借金の保証を例に説明すると、借金をした本人(主債務者)が借金を返さない場合に、代わりに借金を返済するのが保証債務ということになります。

連帯保証債務とは、保証人が、主たる債務者と連帯して債務を負担する義務のことを言います。通常の保証も連帯保証も、主債務者の義務の履行を保証する点で共通していますが、連帯保証の場合には、債権者は、主たる債務者に義務の履行を求めずに、いきなり保証人に義務の履行を求めることができる点で異なります。

借金を例に解説すると、連帯保証の場合には、債権者は、借金をした本人に返済を求めることが当然できますし、連帯保証人にいきなり返済を求めることも可能というわけです。

もちろん、債権者がいきなり連帯保証人に借金返済を求めてくるということは、通常ありませんが、法律上は、いきなり連帯保証人に借金の返済を求めることも可能であるため、借金の連帯保証債務があるということは、借金をしている状態に近いと言えます。

 

保証債務や連帯保証債務は相続の対象となるのか

相続の場面では、故人(被相続人)に属した一切の権利義務を相続人が引き継ぐことになるため、保証債務も連帯保証債務も相続の対象となるのが原則となります。

つまり、例えば、親が借金の保証人となっており、その親が亡くなり、子が相続人という場合には、相続人であるその子が保証人の立場を相続することになり、主たる債務者が借金を返済しない場合には、相続人たる子が借金返済の義務を負うということになります。

 

身元保証債務は相続の対象とならない

身元保証債務とは、雇われた人の債務不履行・不法行為等によって雇い主が損害を被った場合に、その損害を賠償する義務のことを言います。

身元保証債務は、一般的な保証債務とは異なり、相続の対象とはなりません

身元保証債務を発生させる身元保証契約は、身元保証人と本人との間の個人的な信頼関係によって成立しているのが通常であり、また、身元保証契約は、その保証期間も曖昧であるため、身元保証債務を相続の対象としてしまうと、相続人に予期せぬ多大な負担を強いる結果になりかねないため、相続の対象外とされているのです。

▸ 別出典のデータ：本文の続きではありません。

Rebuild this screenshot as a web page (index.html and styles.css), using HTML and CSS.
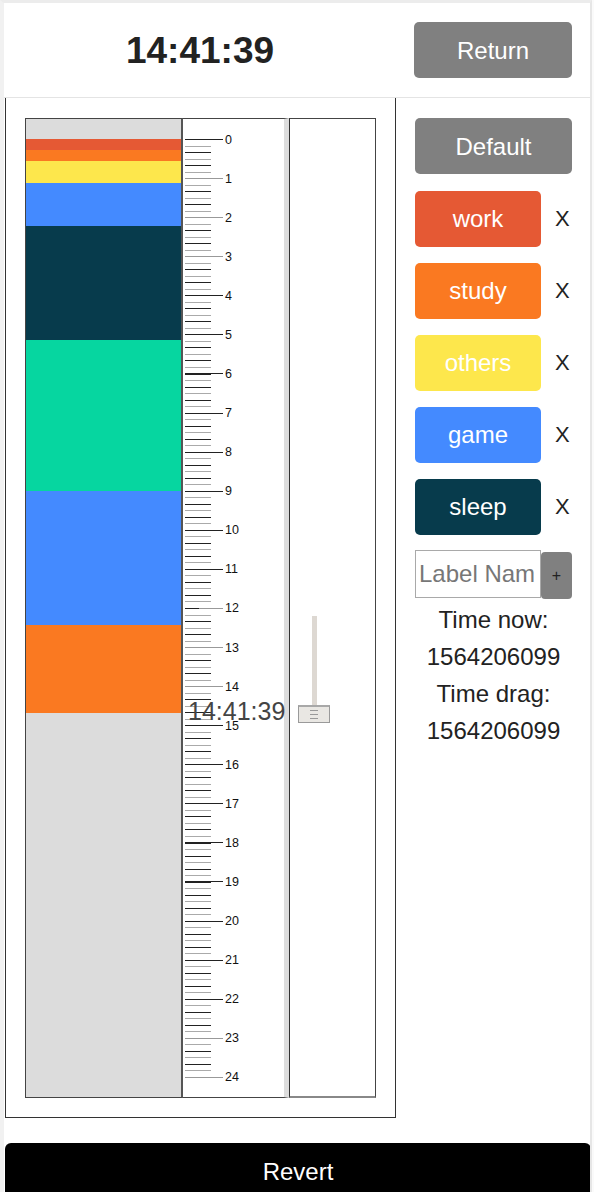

ただし、身元保証人が亡くなる前に、雇用主に損害が既に発生している場合には、具体的な損害賠償義務が既に生じているため、その損害賠償義務は相続の対象となります。

 

2020年4月1日以降の賃貸借契約の連帯保証債務

アパートやマンションなどを賃貸で借りる際には、連帯保証人を求められることがほとんどだと思います。被相続人が賃貸借契約の連帯保証人となっていたとしても、その連帯保証契約が2020年4月1日以降に締結されたものであれば、連帯保証債務は相続の対象となりません

2020年4月1日より連帯保証に関する改正法が施行されていますので、同日付以降に締結された賃貸借契約の連帯保証契約には、改正法が適用され、連帯保証人が亡くなった際には具体的な保証額が確定することになるため、連帯保証人が亡くなった時点において、家賃の滞納がなければ、相続人が連帯保証債務を相続することはありません。

ただし、連帯保証人が亡くなった時点で、既に滞納家賃が発生していた場合には、その滞納分の家賃を支払う義務を相続人が相続することになります。

 

おわりに

今回のコラムでは、保証債務や連帯保証債務は相続の対象となるのか解説しましたが、いかがだったでしょうか。相続の際に、遺産や借金の調査をしっかりされる方でも、保証債務についての調査は見落としがちなため、本コラムの情報を頭の片隅に入れておくと調査漏れ防止に役立つのではないでしょうか。